Summer is also when unexplained, improbable things get started. Summer projects take root in the heat, mature in the early fall and come to fruition before winter cold dampens energy. Republican mayoral candidate, Assemblywoman Nicole Malliotakis, is (noticeably) working very hard to highlight incumbent Democratic Mayor Bill de Blasio’s shortcomings. New York City has elected Republican mayors, and Nicole’s demographic—young, moderate, female, accomplished—makes her a compelling candidate. She has articulated a clear vision and rationale for her candidacy, and has literally been everywhere in the city discussing it.
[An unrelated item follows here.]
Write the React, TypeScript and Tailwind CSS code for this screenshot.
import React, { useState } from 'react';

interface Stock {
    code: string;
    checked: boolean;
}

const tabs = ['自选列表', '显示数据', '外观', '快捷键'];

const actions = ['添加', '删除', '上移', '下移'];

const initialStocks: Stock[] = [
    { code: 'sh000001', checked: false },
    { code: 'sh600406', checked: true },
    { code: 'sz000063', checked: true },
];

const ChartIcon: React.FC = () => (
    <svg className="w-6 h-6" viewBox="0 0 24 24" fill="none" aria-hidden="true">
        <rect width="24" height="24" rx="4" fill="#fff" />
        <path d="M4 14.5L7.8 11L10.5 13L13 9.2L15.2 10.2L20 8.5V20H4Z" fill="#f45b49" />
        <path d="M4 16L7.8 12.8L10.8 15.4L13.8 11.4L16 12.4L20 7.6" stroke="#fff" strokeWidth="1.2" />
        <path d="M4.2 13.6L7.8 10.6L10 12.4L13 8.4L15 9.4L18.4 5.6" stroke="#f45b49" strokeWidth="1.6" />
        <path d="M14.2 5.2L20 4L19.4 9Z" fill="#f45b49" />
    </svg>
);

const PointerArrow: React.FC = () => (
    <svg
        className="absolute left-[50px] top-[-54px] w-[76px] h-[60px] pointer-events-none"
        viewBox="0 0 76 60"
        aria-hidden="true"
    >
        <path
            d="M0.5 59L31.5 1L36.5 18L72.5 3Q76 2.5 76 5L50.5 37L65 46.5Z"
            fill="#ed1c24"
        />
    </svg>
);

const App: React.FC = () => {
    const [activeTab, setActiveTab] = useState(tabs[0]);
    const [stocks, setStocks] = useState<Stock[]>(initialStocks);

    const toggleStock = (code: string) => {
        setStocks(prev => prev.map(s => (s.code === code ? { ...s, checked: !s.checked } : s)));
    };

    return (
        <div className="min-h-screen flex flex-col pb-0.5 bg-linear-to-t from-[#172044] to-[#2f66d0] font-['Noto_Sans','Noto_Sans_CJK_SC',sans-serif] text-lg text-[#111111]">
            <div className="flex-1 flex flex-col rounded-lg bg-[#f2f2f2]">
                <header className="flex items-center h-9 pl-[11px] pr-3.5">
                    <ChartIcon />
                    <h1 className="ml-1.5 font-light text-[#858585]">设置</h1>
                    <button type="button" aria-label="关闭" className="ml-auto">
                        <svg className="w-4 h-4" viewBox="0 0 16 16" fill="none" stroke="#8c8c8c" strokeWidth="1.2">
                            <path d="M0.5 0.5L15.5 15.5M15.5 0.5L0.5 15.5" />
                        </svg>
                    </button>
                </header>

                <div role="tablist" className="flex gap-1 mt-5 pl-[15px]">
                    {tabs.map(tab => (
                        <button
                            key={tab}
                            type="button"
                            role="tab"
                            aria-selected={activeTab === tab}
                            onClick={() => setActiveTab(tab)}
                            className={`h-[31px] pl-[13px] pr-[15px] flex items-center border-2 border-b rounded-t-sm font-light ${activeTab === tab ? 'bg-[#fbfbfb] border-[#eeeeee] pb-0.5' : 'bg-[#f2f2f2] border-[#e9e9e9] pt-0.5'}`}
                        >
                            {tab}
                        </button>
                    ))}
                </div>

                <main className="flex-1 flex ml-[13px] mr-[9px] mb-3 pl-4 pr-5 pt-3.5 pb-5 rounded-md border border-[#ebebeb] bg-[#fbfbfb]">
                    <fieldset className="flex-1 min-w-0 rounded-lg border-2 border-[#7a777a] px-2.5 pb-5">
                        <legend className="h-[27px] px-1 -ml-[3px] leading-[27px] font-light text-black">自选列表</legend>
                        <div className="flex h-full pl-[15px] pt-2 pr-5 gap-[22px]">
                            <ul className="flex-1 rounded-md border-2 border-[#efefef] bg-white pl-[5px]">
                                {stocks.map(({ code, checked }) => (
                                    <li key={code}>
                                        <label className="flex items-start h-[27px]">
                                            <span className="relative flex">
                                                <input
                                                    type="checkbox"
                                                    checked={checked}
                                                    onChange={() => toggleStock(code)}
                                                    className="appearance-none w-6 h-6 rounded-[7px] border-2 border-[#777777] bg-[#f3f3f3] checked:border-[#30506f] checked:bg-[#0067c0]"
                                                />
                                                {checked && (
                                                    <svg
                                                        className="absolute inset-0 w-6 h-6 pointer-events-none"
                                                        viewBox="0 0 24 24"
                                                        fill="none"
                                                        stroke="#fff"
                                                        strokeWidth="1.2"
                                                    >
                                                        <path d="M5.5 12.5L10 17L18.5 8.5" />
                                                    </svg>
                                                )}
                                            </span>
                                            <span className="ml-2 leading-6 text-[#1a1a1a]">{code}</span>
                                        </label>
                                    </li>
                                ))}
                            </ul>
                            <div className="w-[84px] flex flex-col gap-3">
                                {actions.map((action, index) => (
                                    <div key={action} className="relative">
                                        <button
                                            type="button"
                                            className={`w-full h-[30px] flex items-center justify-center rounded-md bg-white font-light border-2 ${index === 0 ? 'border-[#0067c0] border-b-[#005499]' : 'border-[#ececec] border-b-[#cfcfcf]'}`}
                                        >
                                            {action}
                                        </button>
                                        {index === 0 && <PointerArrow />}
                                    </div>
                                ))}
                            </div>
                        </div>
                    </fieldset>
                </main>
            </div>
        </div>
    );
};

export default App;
Mayor de Blasio, it can be reasonably admitted even by his supporters, has an arrogance that produces self-inflicted wounds and unforced errors for Malliotakis to leverage. I mean, really, why did the mayor go to Germany?!

Lastly, summer is a time for true love and real commitments. Congratulations to friends Jessica Proud and Dave Catalfamo on their recent engagement. She’s a Republican political consultant; he was Governor Pataki’s spokesman and is now a lobbyist—two great people who will, I expect, never run out of things to talk about.

We at New York Jewish Life wish you and your family a restful summer. Take a break—you’ve earned it. We’ll keep things going in the meantime, so please look for us in your neighborhood.